Evolving notions of decency and fairness have indeed been central to American history. The Democrat canard is that the origin of these notions has been Supreme Court actions. Brown v. Board of Education (or any other Supreme Court action) was not the start of the movement away from segregation in the United States in the 1950s. While a book could be written on this subject, one example will suffice, from the website, The Beginnings of a New Era for African-Americans in the Armed Forces http://korea50.army.mil/history/factsheets/afroamer.shtml.
Changes in the United States, the growth of black political power and the U.S. Defense Departments realization that African Americans were being underutilized because of racial prejudice led to new opportunities for African-Americans serving in the Korean War. In October 1951, the all-black 24th Infantry Regiment, a unit established in 1869, which had served during the Spanish-American War, World War I, World War II, and the beginning of the Korean War, was disbanded, essentially ending segregation in the U.S. Army.
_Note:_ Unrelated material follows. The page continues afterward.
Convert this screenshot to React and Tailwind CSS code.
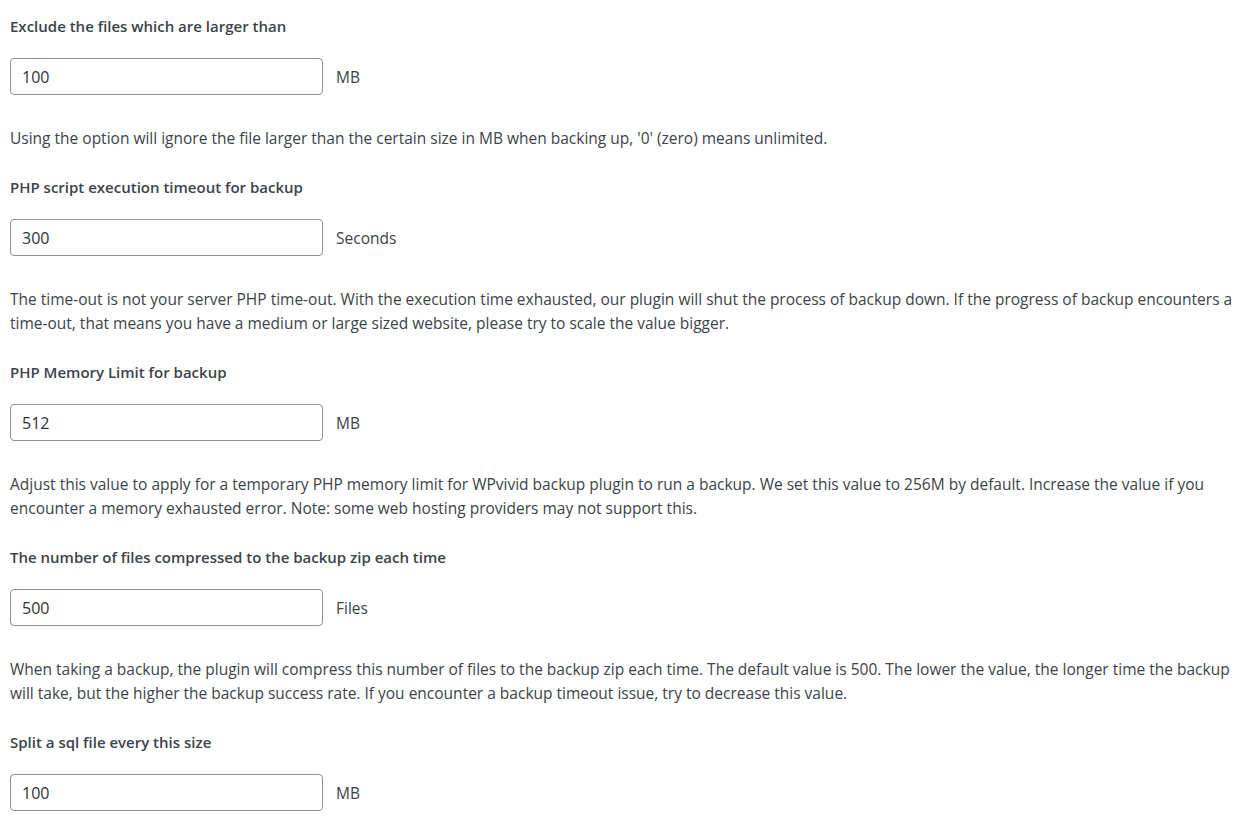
import React from "react";

const settings = [
  {
    label: "Exclude the files which are larger than",
    value: "100",
    unit: "MB",
    desc: "Using the option will ignore the file larger than the certain size in MB when backing up, '0' (zero) means unlimited.",
  },
  {
    label: "PHP script execution timeout for backup",
    value: "300",
    unit: "Seconds",
    desc: "The time-out is not your server PHP time-out. With the execution time exhausted, our plugin will shut the process of backup down. If the progress of backup encounters a time-out, that means you have a medium or large sized website, please try to scale the value bigger.",
  },
  {
    label: "PHP Memory Limit for backup",
    value: "512",
    unit: "MB",
    desc: "Adjust this value to apply for a temporary PHP memory limit for WPvivid backup plugin to run a backup. We set this value to 256M by default. Increase the value if you encounter a memory exhausted error. Note: some web hosting providers may not support this.",
  },
  {
    label: "The number of files compressed to the backup zip each time",
    value: "500",
    unit: "Files",
    desc: "When taking a backup, the plugin will compress this number of files to the backup zip each time. The default value is 500. The lower the value, the longer time the backup will take, but the higher the backup success rate. If you encounter a backup timeout issue, try to decrease this value.",
  },
  {
    label: "Split a sql file every this size",
    value: "100",
    unit: "MB",
  },
];

const Setting = ({ label, value, unit, desc }) => {
  return (
    <div className="mb-[27px]">
      <p className="text-[15px] leading-5 font-semibold text-[#3c434a]">{label}</p>
      <div className="flex items-center mt-[22px]">
        <input
          type="text"
          defaultValue={value}
          className="w-[313px] h-[37px] px-[11px] border border-[#8c8f94] rounded-[4px] text-[16px] text-[#2c3338] bg-white outline-none"
        />
        <span className="ml-[13px] pt-[3px] text-[15.5px] text-[#3c434a]">{unit}</span>
      </div>
      {desc && (
        <p className="mt-[31px] text-[15.5px] leading-[24px] text-[#3c434a]">{desc}</p>
      )}
    </div>
  );
};

export default function App() {
  return (
    <div
      className="min-h-screen bg-white pl-[10px] pr-[20px] pt-4"
      style={{ fontFamily: '"Open Sans", "Noto Sans", sans-serif' }}
    >
      {settings.map((s, i) => (
        <Setting key={i} {...s} />
      ))}
    </div>
  );
}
The Korean War ended in 1953. Brown v. Board of Education was 1954. The Supreme Court did not start American societys impulse away from segregation; it was not the motive force behind the trend toward decency and fairness in American life.
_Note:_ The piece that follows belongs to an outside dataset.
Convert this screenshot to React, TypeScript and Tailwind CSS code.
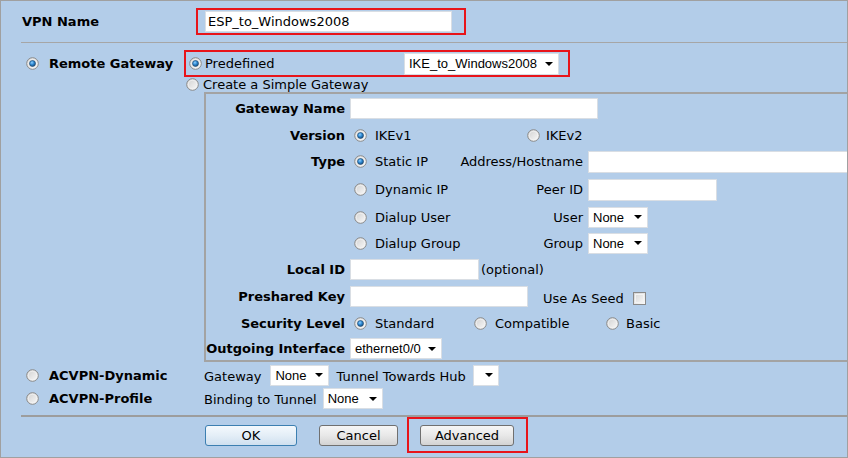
import React from "react";

function Radio({ checked = false, className = "" }: { checked?: boolean; className?: string }) {
  return (
    <svg width="13" height="13" viewBox="0 0 13 13" className={"shrink-0 " + className}>
      <defs>
        <linearGradient id="rbg" x1="0" y1="0" x2="1" y2="1">
          <stop offset="0" stopColor="#cfcfcf" />
          <stop offset="1" stopColor="#fbfbfb" />
        </linearGradient>
        <radialGradient id="rdot" cx="0.4" cy="0.35" r="0.7">
          <stop offset="0" stopColor="#8fd0ff" />
          <stop offset="0.5" stopColor="#2b86d0" />
          <stop offset="1" stopColor="#17456e" />
        </radialGradient>
      </defs>
      <circle cx="6.5" cy="6.5" r="5.8" fill="url(#rbg)" stroke="#8a8a8a" strokeWidth="1" />
      <circle cx="6.5" cy="6.5" r="4.3" fill="none" stroke="#f4f4f4" strokeWidth="0.8" />
      {checked && <circle cx="6.5" cy="6.5" r="3" fill="url(#rdot)" stroke="#1d4a73" strokeWidth="0.6" />}
    </svg>
  );
}

function Select({ value, className = "" }: { value: string; className?: string }) {
  return (
    <div
      className={
        "flex items-center justify-between bg-white border border-[#d9dee4] font-['Liberation_Sans',Arial,sans-serif] text-[13px] pl-[4px] pr-[5px] " +
        className
      }
    >
      <span className="whitespace-nowrap">{value}</span>
      <svg width="8" height="4" viewBox="0 0 8 4" className="shrink-0">
        <path d="M0 0 L8 0 L4 4 Z" fill="#000" />
      </svg>
    </div>
  );
}

function Input({ value = "", className = "" }: { value?: string; className?: string }) {
  return (
    <div className={"flex items-center bg-white border border-[#d9dee4] pl-[2px] " + className}>
      <span className="whitespace-nowrap">{value}</span>
    </div>
  );
}

function Label({ children }: { children: React.ReactNode }) {
  return <div className="w-[139px] shrink-0 text-right font-bold whitespace-nowrap flex justify-end">{children}</div>;
}

function Button({ children, primary = false, className = "" }: { children: React.ReactNode; primary?: boolean; className?: string }) {
  return (
    <div
      className={
        "flex items-center justify-center h-[21px] rounded-[3px] border " +
        (primary
          ? "border-[#3c7fb1] bg-gradient-to-b from-[#f4f9fd] via-[#e4eef7] to-[#cfe0ef] "
          : "border-[#707070] bg-gradient-to-b from-[#f6f6f6] via-[#e8e8e8] to-[#d3d3d3] ") +
        className
      }
    >
      {children}
    </div>
  );
}

export default function App() {
  return (
    <div className="w-[848px] h-[458px] overflow-hidden border border-[#a0a0a0] bg-[#b3cde9] font-['DejaVu_Sans',Verdana,sans-serif] text-[13px] leading-none text-black">
      {/* VPN Name */}
      <div className="flex items-center h-[41px] pl-[21px]">
        <div className="w-[174px] font-bold">VPN Name</div>
        <div className="w-[270px] h-[27px] border-2 border-[#e8141a] flex items-center pl-[7px]">
          <Input value="ESP_to_Windows2008" className="w-[247px] h-[21px]" />
        </div>
      </div>
      <div className="ml-[20px] h-[1px] bg-[#a6a6a6]" />

      {/* Remote Gateway */}
      <div className="flex items-center h-[27px] mt-[7px]">
        <div className="w-[183px] flex items-center pl-[25px]">
          <Radio checked />
          <span className="ml-[10px] font-bold whitespace-nowrap">Remote Gateway</span>
        </div>
        <div className="w-[386px] h-[27px] border-2 border-[#e8141a] flex items-center pl-[3px]">
          <Radio checked />
          <span className="ml-[3px] w-[199px]">Predefined</span>
          <Select value="IKE_to_Windows2008" className="w-[155px] h-[22px]" />
        </div>
      </div>
      <div className="flex items-center h-[14px] pl-[185px]">
        <Radio />
        <span className="ml-[4px] whitespace-nowrap">Create a Simple Gateway</span>
      </div>

      {/* Simple gateway box */}
      <div className="mt-[1px] ml-[203px] w-[700px] border-t-2 border-l-2 border-b-2 border-[#a3a3a3]">
        <div className="flex items-center h-[28px]">
          <Label>Gateway Name</Label>
          <Input className="ml-[5px] w-[248px] h-[21px]" />
        </div>
        <div className="flex items-center h-[26px]">
          <Label>Version</Label>
          <div className="ml-[5px] w-[173px] flex items-center">
            <Radio checked className="ml-[4px]" />
            <span className="ml-[8px]">IKEv1</span>
          </div>
          <Radio className="ml-[4px]" />
          <span className="ml-[6px]">IKEv2</span>
        </div>
        <div className="flex items-center h-[27px]">
          <Label>Type</Label>
          <div className="ml-[5px] w-[105px] flex items-center">
            <Radio checked className="ml-[4px]" />
            <span className="ml-[8px] whitespace-nowrap">Static IP</span>
          </div>
          <div className="w-[128px] text-right whitespace-nowrap flex justify-end">Address/Hostname</div>
          <Input className="ml-[5px] w-[262px] h-[22px]" />
        </div>
        <div className="flex items-center h-[29px]">
          <div className="w-[139px]" />
          <div className="ml-[5px] w-[105px] flex items-center">
            <Radio className="ml-[4px]" />
            <span className="ml-[8px] whitespace-nowrap">Dynamic IP</span>
          </div>
          <div className="w-[128px] text-right">Peer ID</div>
          <Input className="ml-[5px] w-[129px] h-[22px]" />
        </div>
        <div className="flex items-center h-[26px]">
          <div className="w-[139px]" />
          <div className="ml-[5px] w-[105px] flex items-center">
            <Radio className="ml-[4px]" />
            <span className="ml-[8px] whitespace-nowrap">Dialup User</span>
          </div>
          <div className="w-[128px] text-right">User</div>
          <Select value="None" className="ml-[5px] w-[60px] h-[21px]" />
        </div>
        <div className="flex items-center h-[26px]">
          <div className="w-[139px]" />
          <div className="ml-[5px] w-[105px] flex items-center">
            <Radio className="ml-[4px]" />
            <span className="ml-[8px] whitespace-nowrap">Dialup Group</span>
          </div>
          <div className="w-[128px] text-right">Group</div>
          <Select value="None" className="ml-[5px] w-[60px] h-[21px]" />
        </div>
        <div className="flex items-center h-[27px]">
          <Label>Local ID</Label>
          <Input className="ml-[5px] w-[129px] h-[21px]" />
          <span className="ml-[2px]">(optional)</span>
        </div>
        <div className="flex items-center h-[27px]">
          <Label>Preshared Key</Label>
          <Input className="ml-[5px] w-[178px] h-[21px]" />
          <span className="ml-[15px] mt-[3px] whitespace-nowrap">Use As Seed</span>
          <div className="ml-[9px] mt-[3px] w-[13px] h-[13px] border border-[#8a8a8a] bg-gradient-to-br from-[#d6d6d6] to-[#fafafa] p-[1px]">
            <div className="w-full h-full border border-[#f3f3f3]" />
          </div>
        </div>
        <div className="flex items-center h-[27px]">
          <Label>Security Level</Label>
          <div className="ml-[5px] w-[120px] flex items-center">
            <Radio checked className="ml-[4px]" />
            <span className="ml-[8px]">Standard</span>
          </div>
          <div className="w-[132px] flex items-center">
            <Radio className="ml-[4px]" />
            <span className="ml-[8px]">Compatible</span>
          </div>
          <Radio className="ml-[4px]" />
          <span className="ml-[7px]">Basic</span>
        </div>
        <div className="flex items-center h-[23px]">
          <Label>Outgoing Interface</Label>
          <Select value="ethernet0/0" className="ml-[5px] w-[92px] h-[21px]" />
        </div>
      </div>

      {/* ACVPN */}
      <div className="flex items-center h-[26px]">
        <div className="w-[203px] flex items-center pl-[25px]">
          <Radio />
          <span className="ml-[10px] font-bold whitespace-nowrap">ACVPN-Dynamic</span>
        </div>
        <span className="mt-[2px]">Gateway</span>
        <Select value="None" className="ml-[9px] w-[59px] h-[21px]" />
        <span className="ml-[7px] mt-[2px] whitespace-nowrap">Tunnel Towards Hub</span>
        <Select value="" className="ml-[7px] w-[26px] h-[21px]" />
      </div>
      <div className="flex items-center h-[21px]">
        <div className="w-[203px] flex items-center pl-[25px]">
          <Radio />
          <span className="ml-[10px] font-bold whitespace-nowrap">ACVPN-Profile</span>
        </div>
        <span className="mt-[2px] whitespace-nowrap">Binding to Tunnel</span>
        <Select value="None" className="ml-[6px] w-[60px] h-[21px]" />
      </div>
      <div className="mt-[6px] ml-[20px] h-[2px] bg-[#9d9d9d]" />

      {/* Buttons */}
      <div className="flex items-start pl-[204px]">
        <Button primary className="w-[92px] mt-[8px]">OK</Button>
        <Button className="ml-[22px] w-[79px] mt-[8px]">Cancel</Button>
        <div className="ml-[9px] w-[121px] h-[36px] border-2 border-[#e8141a] pl-[11px] pt-[6px]">
          <Button className="w-[94px]">Advanced</Button>
        </div>
      </div>
    </div>
  );
}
Nor has it, over the sweep of history, been so. The Supreme Court did not help, but rather hindered, the freeing of slaves in the U.S. In March of 1857, the United States Supreme Court, led by Chief Justice Roger B. Taney, declared that all blacks -- slaves as well as free -- were not and could never become citizens of the United States. The court also declared the 1820 Missouri Compromise unconstitutional, thus permitting slavery in all of the country's territories. (This from Dred Scott Case: the Supreme Court Decision, at http://www.pbs.org/wgbh/aia/part4/4h2933.html.) The Supreme Court, in this instance, played a retrograde role. Four years later (1861), the nation began a bloody Civil War that ultimately ended slavery in the U.S. This was done via the 13th Amendment, without the aid of the Supreme Court. Nor did the Supreme Court help women get the vote in America. This was done via the 19th Amendment. Hence it was the legislatures of the United States, both State and Federal, that gave women the right to vote and freed the slaves---legislatures that Specter finds inadequate. He would sweep aside the legislatures, and the rest of the framework of the Constitution, traded for an all-powerful Supreme Court held in check by nothing but its conscience.
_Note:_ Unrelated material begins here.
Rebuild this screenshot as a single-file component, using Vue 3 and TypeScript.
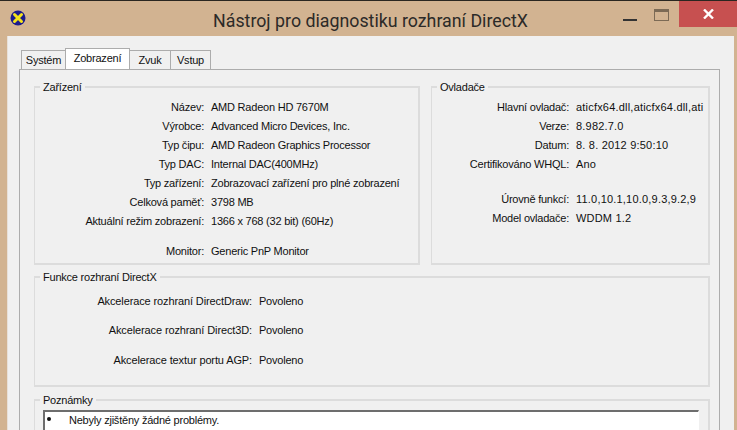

Specter, with his background as a lawyer, has promoted himself as something of an expert in this area. Here is an example of his reasoning. Ultimately (p. 339) my view was that original intent cannot guide constitutional law very much. I suggested another standard, quoting Frankfurter, whom Bork had characterized as one of the stars of the Supreme Court. Frankfurter had quoted Cardozo on fundamental values and used the phrase tradition and conscience in his opinion in Rochin v. California, in which the Supreme Court suppressed evidence pumped from the defendants stomach. Again, the story of America and constitutional law is the story of decency. Original intent and legislative talent [the legislature itself], I told Bork, only take you so far, and beyond that you can rely on Cardozo or Frankfurter to effectuate the values and the tradition of the people without being able to pull out a specific constitutional right.
Dont misunderstand me, as a representative of the say anything to reach the Leftist agenda Left, Specter is an effective representative and I understand why Democrats in Pennsylvania consistently vote for him and why the Democratic leadership nationwide supports him. I just do not buy the idea that a person who votes for him to Chair the Judiciary Committee can call himself a Republican.